The nature of media today makes it almost impossible to avoid a relentless stream of bad news. How should Christians deal with it?

There are some responses which are not helpful – but not uncommon. For example there can be a danger, especially with certain personality types, of feeling that the solution to a particular problem depends on me. I pour all my energy and personal resources into a project, not resting properly, getting angry with those who don’t seem as committed, and burn out. Or perhaps I don’t have a focus, but flit from one latest good cause to the next, driven by what’s just come up on social media.

It’s also easy to blame others based on our particular political bias, rather than actually do something simple to help. Some of the recent media treatments of loneliness have, encouragingly, given examples of young people intentionally taking time to befriend an elderly neighbour, rather than giving the microphone to predictable voices moaning about government cuts. Similarly, joining in the local community tree planting day, encouraging your children to eat vegetables and taking fewer car journeys or flights is a positive and achievable contribution to the health of the environment compared to some more extreme demands.

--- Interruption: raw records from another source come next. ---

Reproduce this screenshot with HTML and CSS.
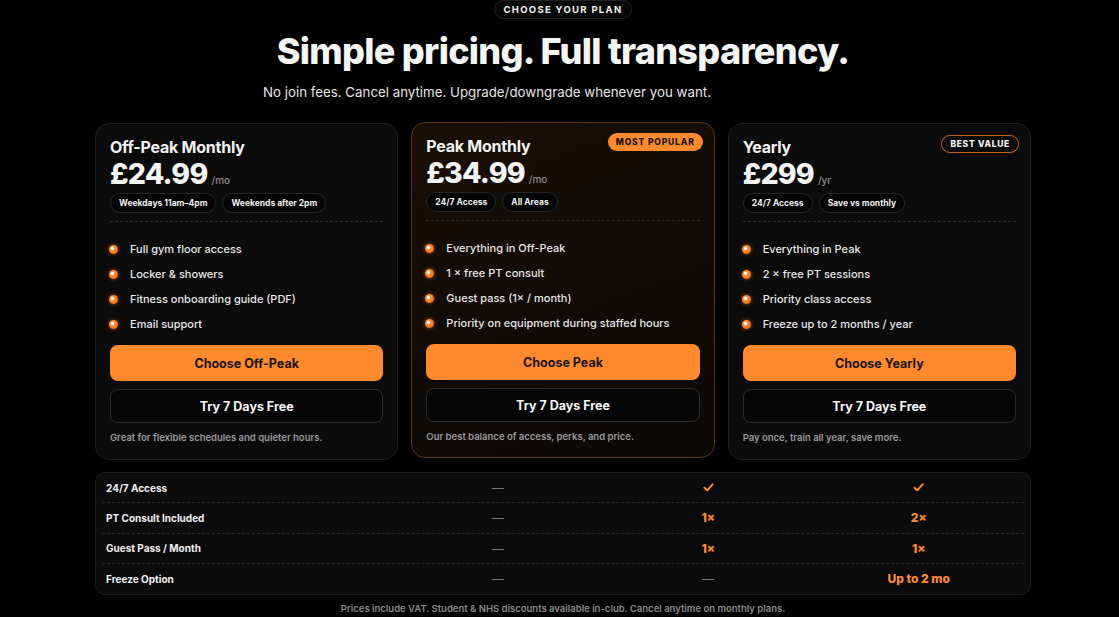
FILE: index.html
```html
<!DOCTYPE html>
<html lang="en">
<head>
<meta charset="utf-8">
<title>Pricing</title>
<link rel="stylesheet" href="styles.css">
</head>
<body>
<div class="shell">
  <main class="page">
    <header class="hero">
      <span class="eyebrow">CHOOSE YOUR PLAN</span>
      <h1 class="headline">Simple pricing. Full transparency.</h1>
      <p class="lede">No join fees. Cancel anytime. Upgrade/downgrade whenever you want.</p>
    </header>

    <section class="plans">
      <article class="plan">
        <h2 class="plan-name">Off-Peak Monthly</h2>
        <div class="price"><span class="amount">£24.99</span><span class="per">/mo</span></div>
        <div class="chips"><span class="chip">Weekdays 11am–4pm</span><span class="chip">Weekends after 2pm</span></div>
        <hr class="divider">
        <ul class="features">
          <li><span class="dot"></span>Full gym floor access</li>
          <li><span class="dot"></span>Locker &amp; showers</li>
          <li><span class="dot"></span>Fitness onboarding guide (PDF)</li>
          <li><span class="dot"></span>Email support</li>
        </ul>
        <button class="btn btn-primary">Choose Off-Peak</button>
        <button class="btn btn-ghost">Try 7 Days Free</button>
        <p class="note">Great for flexible schedules and quieter hours.</p>
      </article>

      <article class="plan plan-popular">
        <span class="badge badge-solid">MOST POPULAR</span>
        <h2 class="plan-name">Peak Monthly</h2>
        <div class="price"><span class="amount">£34.99</span><span class="per">/mo</span></div>
        <div class="chips"><span class="chip">24/7 Access</span><span class="chip">All Areas</span></div>
        <hr class="divider">
        <ul class="features">
          <li><span class="dot"></span>Everything in Off-Peak</li>
          <li><span class="dot"></span>1 × free PT consult</li>
          <li><span class="dot"></span>Guest pass (1× / month)</li>
          <li><span class="dot"></span>Priority on equipment during staffed hours</li>
        </ul>
        <button class="btn btn-primary">Choose Peak</button>
        <button class="btn btn-ghost">Try 7 Days Free</button>
        <p class="note">Our best balance of access, perks, and price.</p>
      </article>

      <article class="plan">
        <span class="badge badge-outline">BEST VALUE</span>
        <h2 class="plan-name">Yearly</h2>
        <div class="price"><span class="amount">£299</span><span class="per">/yr</span></div>
        <div class="chips"><span class="chip">24/7 Access</span><span class="chip">Save vs monthly</span></div>
        <hr class="divider">
        <ul class="features">
          <li><span class="dot"></span>Everything in Peak</li>
          <li><span class="dot"></span>2 × free PT sessions</li>
          <li><span class="dot"></span>Priority class access</li>
          <li><span class="dot"></span>Freeze up to 2 months / year</li>
        </ul>
        <button class="btn btn-primary">Choose Yearly</button>
        <button class="btn btn-ghost">Try 7 Days Free</button>
        <p class="note">Pay once, train all year, save more.</p>
      </article>
    </section>

    <section class="compare">
      <div class="row">
        <span class="label">24/7 Access</span>
        <span class="val muted">—</span>
        <span class="val"><svg class="check" viewBox="0 0 12 10" width="11" height="9"><path d="M1.5 5.2 L4.6 8.2 L10.5 1.5" fill="none" stroke="#ff8a2e" stroke-width="2.2" stroke-linecap="round" stroke-linejoin="round"/></svg></span>
        <span class="val"><svg class="check" viewBox="0 0 12 10" width="11" height="9"><path d="M1.5 5.2 L4.6 8.2 L10.5 1.5" fill="none" stroke="#ff8a2e" stroke-width="2.2" stroke-linecap="round" stroke-linejoin="round"/></svg></span>
      </div>
      <div class="row">
        <span class="label">PT Consult Included</span>
        <span class="val muted">—</span>
        <span class="val hot">1×</span>
        <span class="val hot">2×</span>
      </div>
      <div class="row">
        <span class="label">Guest Pass / Month</span>
        <span class="val muted">—</span>
        <span class="val hot">1×</span>
        <span class="val hot">1×</span>
      </div>
      <div class="row">
        <span class="label">Freeze Option</span>
        <span class="val muted">—</span>
        <span class="val muted">—</span>
        <span class="val hot">Up to 2 mo</span>
      </div>
    </section>

    <p class="fineprint">Prices include VAT. Student &amp; NHS discounts available in-club. Cancel anytime on monthly plans.</p>
  </main>
</div>
</body>
</html>
```

FILE: styles.css
```css
* { box-sizing: border-box; }

html, body {
  margin: 0;
  padding: 0;
  background: #000;
  color: #f2f2f2;
  font-family: Inter, "Noto Sans", "Liberation Sans", sans-serif;
}

.shell {
  padding-left: 7px;
}

.page {
  width: 936px;
  margin: 0 auto;
}

.hero {
  display: flex;
  flex-direction: column;
  align-items: center;
}

.eyebrow {
  display: inline-flex;
  align-items: center;
  height: 19px;
  padding: 0 9px;
  border: 1px solid #222;
  border-radius: 999px;
  background: #070707;
  font-size: 9.5px;
  font-weight: 700;
  letter-spacing: 1.3px;
  color: #f2f2f2;
}

.headline {
  margin: 12px 0 0;
  font-size: 36px;
  line-height: 40px;
  font-weight: 800;
  letter-spacing: -0.7px;
  color: #f5f5f5;
}

.lede {
  width: 600px;
  margin: 12px 0 0;
  font-size: 13.3px;
  line-height: 18px;
  color: #e6e6e6;
  text-align: left;
}

.plans {
  display: grid;
  grid-template-columns: repeat(3, 1fr);
  gap: 13px;
  margin-top: 22px;
}

.plan {
  position: relative;
  display: flex;
  flex-direction: column;
  padding: 13px 14px 14px;
  border: 1px solid #1e1e1e;
  border-radius: 14px;
  background: #0b0b0b;
}

.plan-popular {
  border-color: #5e3312;
  background: linear-gradient(160deg, #1a0f07 0%, #120b06 45%, #0c0806 100%);
  margin-top: -1px;
  margin-bottom: 2px;
}

.badge {
  position: absolute;
  top: 10px;
  right: 11px;
  display: inline-flex;
  align-items: center;
  height: 18px;
  padding: 0 8px;
  border-radius: 999px;
  font-size: 8.5px;
  font-weight: 800;
  letter-spacing: 0.85px;
}

.badge-solid {
  background: #ff8a2e;
  color: #1a1005;
}

.badge-outline {
  top: 11px;
  border: 1.5px solid #c9641c;
  color: #f5f5f5;
  background: #0b0b0b;
  letter-spacing: 0.7px;
}

.plan-name {
  margin: 0;
  font-size: 16px;
  line-height: 20px;
  font-weight: 700;
  letter-spacing: -0.25px;
  color: #f2f2f2;
}

.price {
  display: flex;
  align-items: baseline;
  gap: 4px;
  margin-top: 1px;
}

.amount {
  font-size: 28.5px;
  line-height: 32px;
  font-weight: 800;
  letter-spacing: -0.8px;
  color: #f4f4f4;
}

.per {
  font-size: 10px;
  color: #8c8c8c;
  font-weight: 500;
}

.chips {
  display: flex;
  gap: 6px;
  margin-top: 3px;
}

.chip {
  display: inline-flex;
  align-items: center;
  height: 20px;
  padding: 0 8px;
  border: 1px solid #262626;
  border-radius: 999px;
  background: #050505;
  font-size: 8.5px;
  font-weight: 700;
  color: #f0f0f0;
}

.divider {
  width: 100%;
  margin: 8px 0 0;
  border: 0;
  border-top: 1px dashed #2a2a2a;
}

.features {
  list-style: none;
  margin: 18px 0 0;
  padding: 0;
  display: flex;
  flex-direction: column;
  gap: 7px;
}

.features li {
  display: flex;
  align-items: center;
  gap: 12px;
  height: 18px;
  font-size: 11px;
  font-weight: 500;
  color: #e8e8e8;
}

.dot {
  flex: none;
  width: 9px;
  height: 9px;
  margin-left: -1px;
  border-radius: 50%;
  background: radial-gradient(circle at 38% 38%, #ffffff 0, #ffffff 1.2px, #ff8f33 2.2px, #f07316 70%, #c9560c 100%);
  box-shadow: 0 0 4px rgba(255, 120, 30, 0.55);
}

.btn {
  display: flex;
  align-items: center;
  justify-content: center;
  width: 100%;
  border-radius: 8px;
  font-family: inherit;
  font-weight: 700;
  cursor: pointer;
}

.btn-primary {
  height: 36px;
  margin-top: 12px;
  border: 0;
  background: #ff8a2e;
  color: #1c1208;
  font-size: 12.5px;
}

.btn-ghost {
  height: 34px;
  margin-top: 8px;
  border: 1px solid #2c2c2c;
  background: #050505;
  color: #f5f5f5;
  font-size: 12.5px;
}

.note {
  margin: 9px 0 0;
  font-size: 9.5px;
  line-height: 12px;
  font-weight: 600;
  color: #9a9a9a;
}

.compare {
  margin-top: 12px;
  padding: 0 6px;
  border: 1px solid #1c1c1c;
  border-radius: 10px;
  background: #0b0b0b;
}

.row {
  display: grid;
  grid-template-columns: 1.38fr 1fr 1fr 1fr;
  align-items: center;
  height: 30.25px;
  border-bottom: 1px dashed #262626;
}

.row:last-child {
  border-bottom: 0;
}

.label {
  padding-left: 4px;
  font-size: 10px;
  font-weight: 700;
  color: #f0f0f0;
}

.val {
  display: flex;
  justify-content: center;
  align-items: center;
  font-size: 12px;
  font-weight: 800;
}

.muted {
  color: #777;
  font-weight: 400;
}

.hot {
  color: #ff8a2e;
}

.fineprint {
  margin: 8px 0 0;
  text-align: center;
  font-size: 9.5px;
  font-weight: 600;
  color: #8a8a8a;
}
```
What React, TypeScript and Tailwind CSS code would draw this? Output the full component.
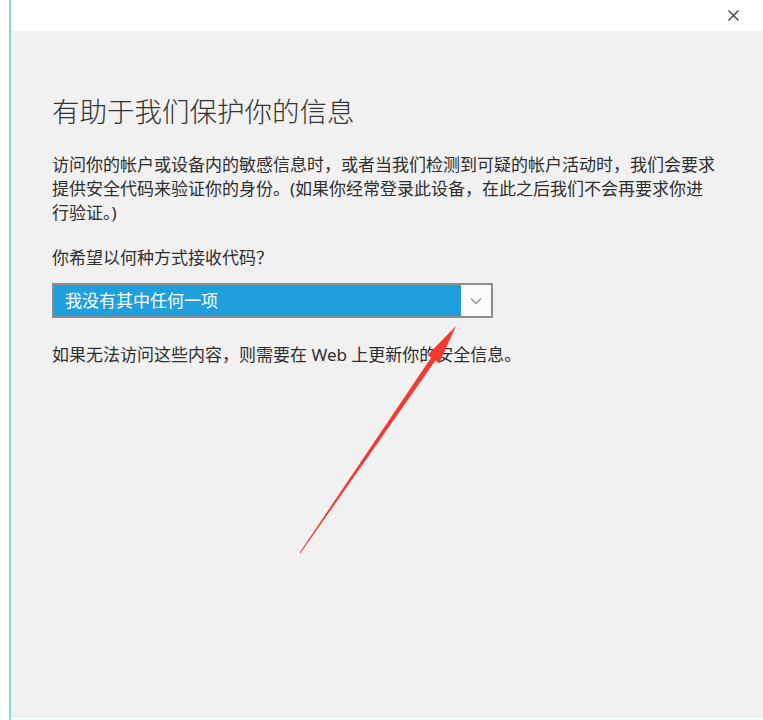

Having said this, it’s better to do something than nothing. As DL Moody was reported to have remarked to a critic “I sometimes do not like my way of doing evangelism. But I like my way of doing it better than your way of not doing it.” While its good to avoid an over-zealous, unfocussed or party political approach to the world’s serious problems, apathy and inaction is sadly more common. It might be a general feeling that it’s the government’s business to sort things out (for example, care for the elderly), or that the issues are too complex and we cannot act, even by giving money, unless we have all the facts (as in contexts of poverty or conflict in other countries).

In evangelical church circles, there is sometimes a reluctance to get more involved in these issues of mass suffering, or in defending the innocence of children and the lives of the unborn, or contending for the preservation of biblical teaching in the church. Common excuses include the need to be “positive”, aware of the evangelistic impact of a constant sunny outlook and the danger of people being put off by negativity. Or perhaps a more theological reason: the church, some argue, should not get involved in worldly issues such as social action, as its priority is building up the local congregation. It may be that underlying this is a subtle form of prosperity theology, unable to reconcile belief in God with the reality of suffering, justifying the sinful nature’s love of ease and comfort, and recoiling from sacrifice for the sake of others.

What should we do when faced with constant stories of “wars and rumours of wars”, human misery and hearts going cold towards God and his word? Here are some brief suggestions:

  1. When responding to a disaster, try to understand more of the background – history and geography of the country, its politics and the state of the local church. Websites of trusted organisations make this information much more accessible than in the past.
  2. Reflect on the biblical teaching, the “now and not yet” of the Last Days. This doesn’t necessarily mean reading lots of books, certainly not delaying action until we have done so. I have heard small children expressing faith in God’s providence, and interpreting what he might be doing and saying in a tragic situation with great wisdom.
  3. Pray: individually, and corporately (with family, friends and church); systematically and in a focussed way; specifically (using concrete examples not just general prayers). Here is a great resource for Lent from Gafcon.   
  4. Decide as individuals/family/church on a policy of how to make a decision about what to support financially. An example might be: focussing on one disaster relief programme, two church-based development/advocacy programmes, three evangelistic/discipleship programmes. Then implement by giving generously.
  5. Evaluate our attitudes. Have we been greedy/lazy/fearful? It might be necessary to repent, to ask God’s help for individual and corporate changed lifestyle. It cannot be business as usual in the midst of crisis.
  6. It might be necessary to speak where we have been silent, but always with grace, remembering that on one hand we are not saved by our good works, nor can we take pride in them, but on the other, for evil to triumph it is only necessary for good people to do, and say, nothing.